### INSTRUCTIONS FOR THE TASK
Select, from the data, each line where "code" occurs.

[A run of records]

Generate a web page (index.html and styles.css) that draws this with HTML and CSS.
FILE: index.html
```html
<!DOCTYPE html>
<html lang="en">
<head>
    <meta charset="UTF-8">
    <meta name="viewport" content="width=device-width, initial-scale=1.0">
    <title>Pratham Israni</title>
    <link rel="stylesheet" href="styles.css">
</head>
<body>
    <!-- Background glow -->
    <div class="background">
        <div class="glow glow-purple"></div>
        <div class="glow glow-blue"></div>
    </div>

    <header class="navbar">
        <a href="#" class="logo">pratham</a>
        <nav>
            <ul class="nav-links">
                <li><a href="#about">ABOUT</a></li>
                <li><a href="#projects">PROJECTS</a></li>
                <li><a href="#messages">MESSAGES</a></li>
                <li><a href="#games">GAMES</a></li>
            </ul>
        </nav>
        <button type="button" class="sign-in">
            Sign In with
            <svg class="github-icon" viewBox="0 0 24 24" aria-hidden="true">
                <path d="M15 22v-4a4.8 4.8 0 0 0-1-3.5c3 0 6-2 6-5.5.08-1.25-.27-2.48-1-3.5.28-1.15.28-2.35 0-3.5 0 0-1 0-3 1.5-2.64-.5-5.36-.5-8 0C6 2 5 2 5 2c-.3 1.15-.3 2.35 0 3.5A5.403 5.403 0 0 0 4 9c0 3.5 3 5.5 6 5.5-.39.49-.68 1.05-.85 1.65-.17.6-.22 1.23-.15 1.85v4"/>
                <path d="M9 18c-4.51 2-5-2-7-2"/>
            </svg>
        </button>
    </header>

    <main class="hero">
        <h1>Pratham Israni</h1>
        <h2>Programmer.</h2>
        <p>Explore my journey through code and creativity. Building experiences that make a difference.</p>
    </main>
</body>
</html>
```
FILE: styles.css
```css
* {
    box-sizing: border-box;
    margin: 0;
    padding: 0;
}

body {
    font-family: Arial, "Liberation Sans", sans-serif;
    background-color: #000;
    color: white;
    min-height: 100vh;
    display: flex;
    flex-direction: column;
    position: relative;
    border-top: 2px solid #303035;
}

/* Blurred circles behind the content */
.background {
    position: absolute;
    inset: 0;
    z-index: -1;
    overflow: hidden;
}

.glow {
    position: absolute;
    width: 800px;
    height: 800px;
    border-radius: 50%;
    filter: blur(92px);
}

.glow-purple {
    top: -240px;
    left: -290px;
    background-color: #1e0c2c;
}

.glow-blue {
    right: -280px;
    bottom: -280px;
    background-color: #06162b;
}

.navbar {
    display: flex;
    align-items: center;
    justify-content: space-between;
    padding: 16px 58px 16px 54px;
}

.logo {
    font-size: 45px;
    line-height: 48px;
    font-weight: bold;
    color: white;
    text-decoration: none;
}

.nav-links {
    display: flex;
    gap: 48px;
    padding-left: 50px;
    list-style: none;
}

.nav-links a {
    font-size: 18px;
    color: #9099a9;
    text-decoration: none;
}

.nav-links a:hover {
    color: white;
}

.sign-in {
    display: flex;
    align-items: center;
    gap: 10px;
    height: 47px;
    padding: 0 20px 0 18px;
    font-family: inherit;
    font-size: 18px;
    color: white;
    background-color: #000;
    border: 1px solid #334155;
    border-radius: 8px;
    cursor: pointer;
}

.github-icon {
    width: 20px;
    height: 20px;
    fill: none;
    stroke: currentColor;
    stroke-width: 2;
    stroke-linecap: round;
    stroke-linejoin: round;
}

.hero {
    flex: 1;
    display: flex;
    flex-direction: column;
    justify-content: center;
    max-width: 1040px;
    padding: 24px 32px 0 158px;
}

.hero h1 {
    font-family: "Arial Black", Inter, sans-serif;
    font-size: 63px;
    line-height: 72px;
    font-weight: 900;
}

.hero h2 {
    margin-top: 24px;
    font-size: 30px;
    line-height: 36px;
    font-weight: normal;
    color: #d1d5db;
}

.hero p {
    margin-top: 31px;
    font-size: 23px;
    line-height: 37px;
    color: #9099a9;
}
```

--

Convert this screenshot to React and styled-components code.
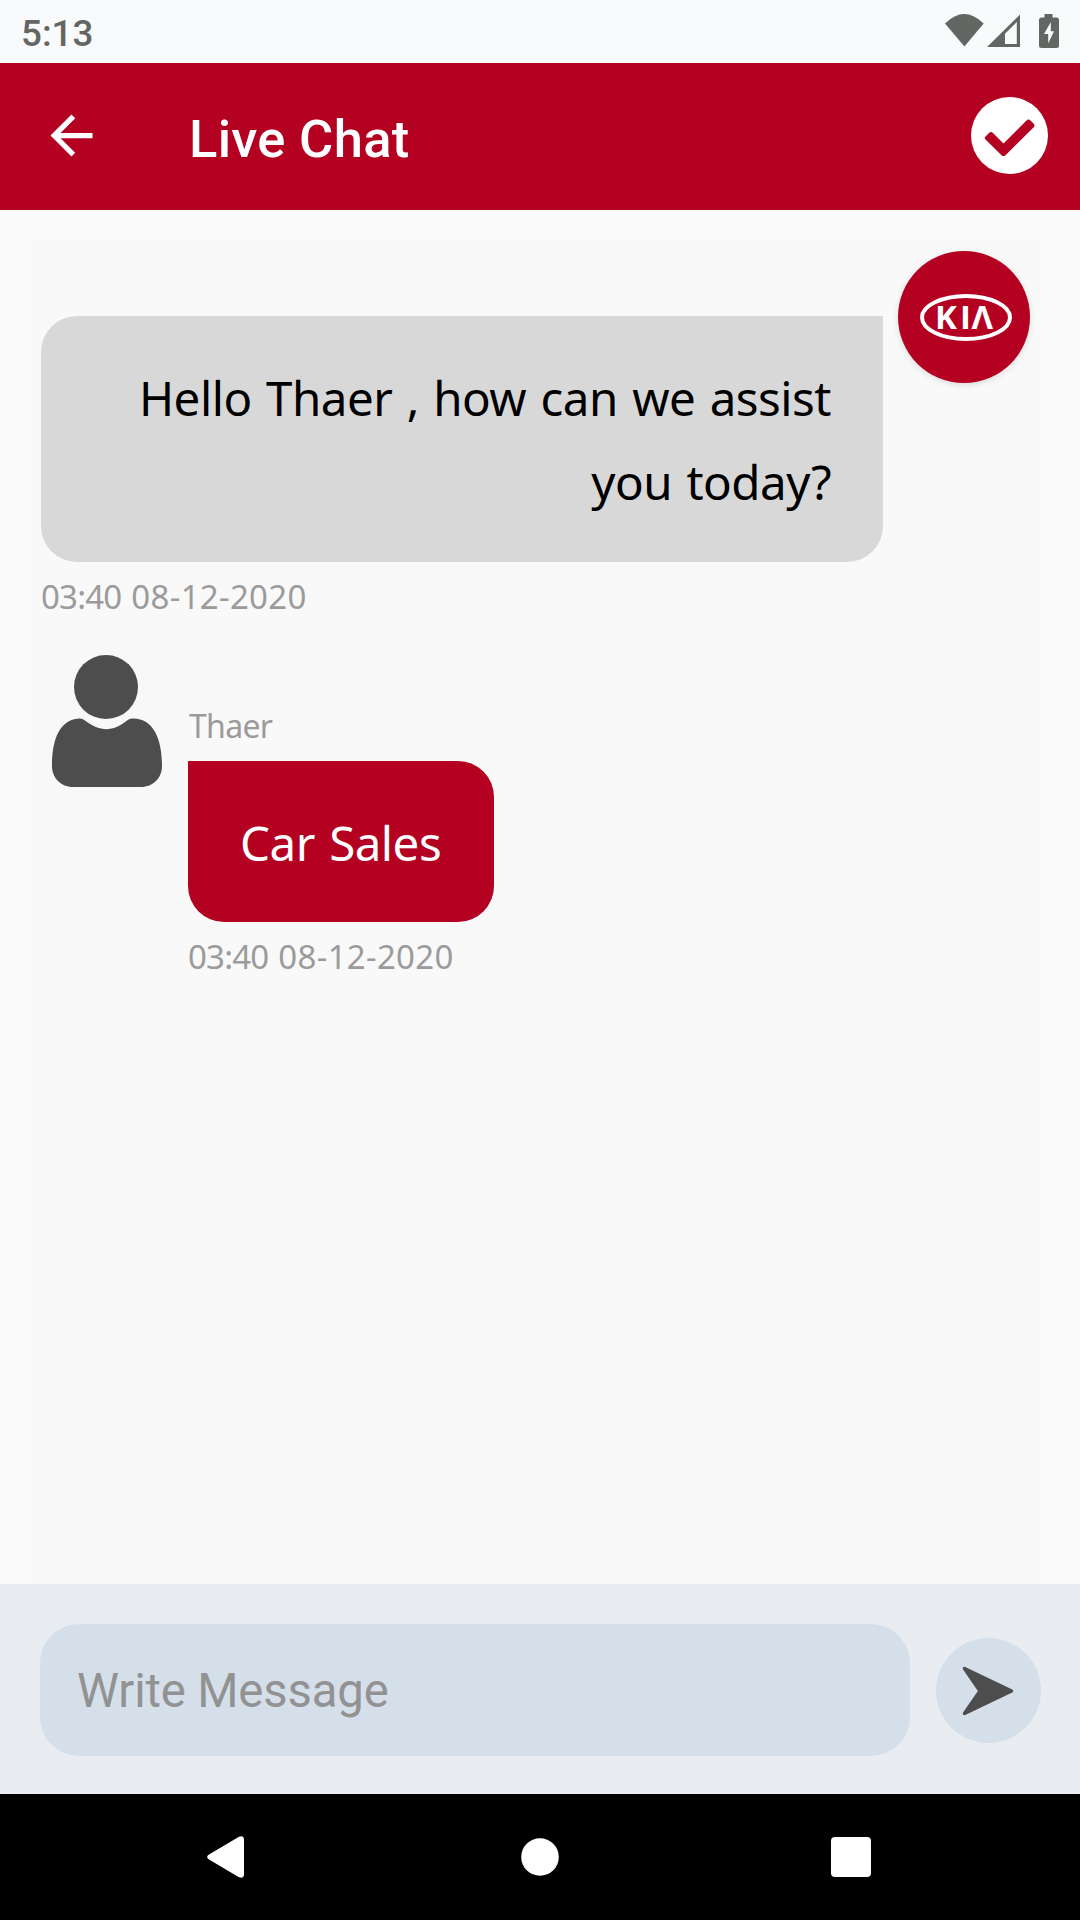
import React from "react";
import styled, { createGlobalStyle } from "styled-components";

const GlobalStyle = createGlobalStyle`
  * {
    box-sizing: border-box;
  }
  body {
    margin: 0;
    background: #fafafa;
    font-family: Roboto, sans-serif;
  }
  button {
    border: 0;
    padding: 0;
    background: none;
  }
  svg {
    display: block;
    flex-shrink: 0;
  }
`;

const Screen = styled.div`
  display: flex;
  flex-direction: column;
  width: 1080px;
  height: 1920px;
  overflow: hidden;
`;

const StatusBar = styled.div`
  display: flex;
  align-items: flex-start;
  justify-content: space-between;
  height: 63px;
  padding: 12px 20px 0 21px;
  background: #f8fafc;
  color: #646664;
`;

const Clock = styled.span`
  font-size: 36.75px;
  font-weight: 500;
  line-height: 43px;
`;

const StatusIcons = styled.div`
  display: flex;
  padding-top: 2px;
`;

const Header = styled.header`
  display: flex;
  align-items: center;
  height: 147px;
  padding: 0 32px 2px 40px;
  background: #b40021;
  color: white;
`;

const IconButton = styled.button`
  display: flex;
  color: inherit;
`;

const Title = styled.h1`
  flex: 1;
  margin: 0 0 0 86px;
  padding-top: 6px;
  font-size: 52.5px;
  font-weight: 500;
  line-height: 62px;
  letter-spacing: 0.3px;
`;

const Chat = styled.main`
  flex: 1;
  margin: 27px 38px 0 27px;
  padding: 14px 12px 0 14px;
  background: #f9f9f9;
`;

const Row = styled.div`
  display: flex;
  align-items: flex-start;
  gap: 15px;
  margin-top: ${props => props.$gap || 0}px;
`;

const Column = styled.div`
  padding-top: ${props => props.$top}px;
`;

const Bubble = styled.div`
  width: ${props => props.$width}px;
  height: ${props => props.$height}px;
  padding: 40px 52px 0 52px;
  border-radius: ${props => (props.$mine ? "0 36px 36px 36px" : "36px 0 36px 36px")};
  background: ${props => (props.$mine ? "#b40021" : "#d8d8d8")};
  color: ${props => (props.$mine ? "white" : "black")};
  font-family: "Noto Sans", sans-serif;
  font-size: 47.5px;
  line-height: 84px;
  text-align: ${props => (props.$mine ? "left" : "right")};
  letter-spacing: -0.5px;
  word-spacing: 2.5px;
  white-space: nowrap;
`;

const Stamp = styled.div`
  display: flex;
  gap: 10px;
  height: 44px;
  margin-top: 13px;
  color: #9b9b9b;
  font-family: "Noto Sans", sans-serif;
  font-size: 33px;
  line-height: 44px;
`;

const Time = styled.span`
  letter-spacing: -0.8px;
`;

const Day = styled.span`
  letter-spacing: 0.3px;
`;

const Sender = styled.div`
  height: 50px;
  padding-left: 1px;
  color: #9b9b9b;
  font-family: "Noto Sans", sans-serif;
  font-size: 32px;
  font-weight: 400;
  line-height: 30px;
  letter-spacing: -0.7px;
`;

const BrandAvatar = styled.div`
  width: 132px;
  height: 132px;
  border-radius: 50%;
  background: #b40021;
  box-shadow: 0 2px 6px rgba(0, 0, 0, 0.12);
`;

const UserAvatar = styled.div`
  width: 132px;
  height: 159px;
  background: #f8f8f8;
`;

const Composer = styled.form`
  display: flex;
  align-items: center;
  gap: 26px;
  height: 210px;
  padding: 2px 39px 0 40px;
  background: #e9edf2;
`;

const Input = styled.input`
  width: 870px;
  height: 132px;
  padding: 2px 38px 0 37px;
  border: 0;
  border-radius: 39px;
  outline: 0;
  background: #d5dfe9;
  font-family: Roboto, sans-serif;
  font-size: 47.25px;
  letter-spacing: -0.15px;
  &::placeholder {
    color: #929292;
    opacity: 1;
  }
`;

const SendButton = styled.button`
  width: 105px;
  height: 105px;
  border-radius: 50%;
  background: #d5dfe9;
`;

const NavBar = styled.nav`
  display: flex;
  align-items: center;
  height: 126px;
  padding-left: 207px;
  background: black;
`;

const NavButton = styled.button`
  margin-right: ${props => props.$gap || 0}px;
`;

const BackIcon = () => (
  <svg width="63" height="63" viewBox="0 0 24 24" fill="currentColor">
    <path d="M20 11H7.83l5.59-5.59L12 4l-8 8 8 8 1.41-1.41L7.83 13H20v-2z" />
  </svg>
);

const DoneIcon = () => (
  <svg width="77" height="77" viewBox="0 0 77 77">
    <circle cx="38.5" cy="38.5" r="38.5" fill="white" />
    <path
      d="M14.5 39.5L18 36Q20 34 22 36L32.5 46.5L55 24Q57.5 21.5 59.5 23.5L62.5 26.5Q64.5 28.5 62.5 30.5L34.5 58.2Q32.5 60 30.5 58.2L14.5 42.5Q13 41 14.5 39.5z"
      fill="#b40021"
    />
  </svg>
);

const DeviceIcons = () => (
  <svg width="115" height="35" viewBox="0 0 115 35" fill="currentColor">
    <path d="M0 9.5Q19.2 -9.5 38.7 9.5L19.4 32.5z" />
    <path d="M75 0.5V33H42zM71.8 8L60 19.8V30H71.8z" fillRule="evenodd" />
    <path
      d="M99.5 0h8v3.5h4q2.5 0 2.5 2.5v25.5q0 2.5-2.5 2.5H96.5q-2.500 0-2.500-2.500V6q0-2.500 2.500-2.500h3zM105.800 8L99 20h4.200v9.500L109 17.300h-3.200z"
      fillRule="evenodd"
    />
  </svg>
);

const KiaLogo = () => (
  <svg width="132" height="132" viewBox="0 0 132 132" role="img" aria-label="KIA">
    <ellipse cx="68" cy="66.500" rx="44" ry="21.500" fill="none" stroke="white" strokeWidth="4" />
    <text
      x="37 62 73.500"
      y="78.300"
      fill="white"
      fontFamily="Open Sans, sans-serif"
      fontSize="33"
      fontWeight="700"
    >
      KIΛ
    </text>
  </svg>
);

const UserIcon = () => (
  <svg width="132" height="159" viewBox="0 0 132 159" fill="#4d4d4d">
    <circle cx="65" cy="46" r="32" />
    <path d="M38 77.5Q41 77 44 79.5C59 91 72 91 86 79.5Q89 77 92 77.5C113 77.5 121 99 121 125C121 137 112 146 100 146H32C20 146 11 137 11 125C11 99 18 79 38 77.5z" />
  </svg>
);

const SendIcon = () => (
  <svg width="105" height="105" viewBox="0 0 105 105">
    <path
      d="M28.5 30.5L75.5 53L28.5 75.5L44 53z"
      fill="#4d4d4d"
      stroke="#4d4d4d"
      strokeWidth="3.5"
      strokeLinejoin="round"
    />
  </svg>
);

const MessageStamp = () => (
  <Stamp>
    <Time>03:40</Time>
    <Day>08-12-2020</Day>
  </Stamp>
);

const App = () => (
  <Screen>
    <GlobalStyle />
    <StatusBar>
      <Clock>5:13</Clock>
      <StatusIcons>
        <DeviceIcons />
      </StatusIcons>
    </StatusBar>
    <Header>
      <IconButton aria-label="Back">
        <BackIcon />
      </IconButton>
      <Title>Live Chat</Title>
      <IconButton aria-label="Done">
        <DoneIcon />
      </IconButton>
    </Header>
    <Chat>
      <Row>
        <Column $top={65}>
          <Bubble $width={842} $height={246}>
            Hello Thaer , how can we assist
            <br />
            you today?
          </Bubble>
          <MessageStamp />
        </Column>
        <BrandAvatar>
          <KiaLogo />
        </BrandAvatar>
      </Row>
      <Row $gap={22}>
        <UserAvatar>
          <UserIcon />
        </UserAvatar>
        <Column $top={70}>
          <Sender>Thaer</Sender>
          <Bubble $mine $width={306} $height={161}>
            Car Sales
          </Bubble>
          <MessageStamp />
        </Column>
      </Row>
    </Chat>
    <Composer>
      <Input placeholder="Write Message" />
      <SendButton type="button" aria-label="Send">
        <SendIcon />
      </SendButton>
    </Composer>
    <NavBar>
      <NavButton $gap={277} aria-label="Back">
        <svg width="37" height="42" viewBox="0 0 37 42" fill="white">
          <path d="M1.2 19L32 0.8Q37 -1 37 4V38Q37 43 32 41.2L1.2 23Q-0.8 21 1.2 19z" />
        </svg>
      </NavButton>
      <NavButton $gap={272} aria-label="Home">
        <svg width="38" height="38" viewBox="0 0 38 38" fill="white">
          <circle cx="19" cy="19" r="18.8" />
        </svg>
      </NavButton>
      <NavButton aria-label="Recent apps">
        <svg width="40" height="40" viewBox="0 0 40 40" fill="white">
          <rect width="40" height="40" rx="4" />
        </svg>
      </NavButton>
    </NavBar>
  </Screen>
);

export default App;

### RESPONSE TO THIS TASK
        <p>Explore my journey through code and creativity. Building experiences that make a difference.</p>
Convert this screenshot to React and styled-components code.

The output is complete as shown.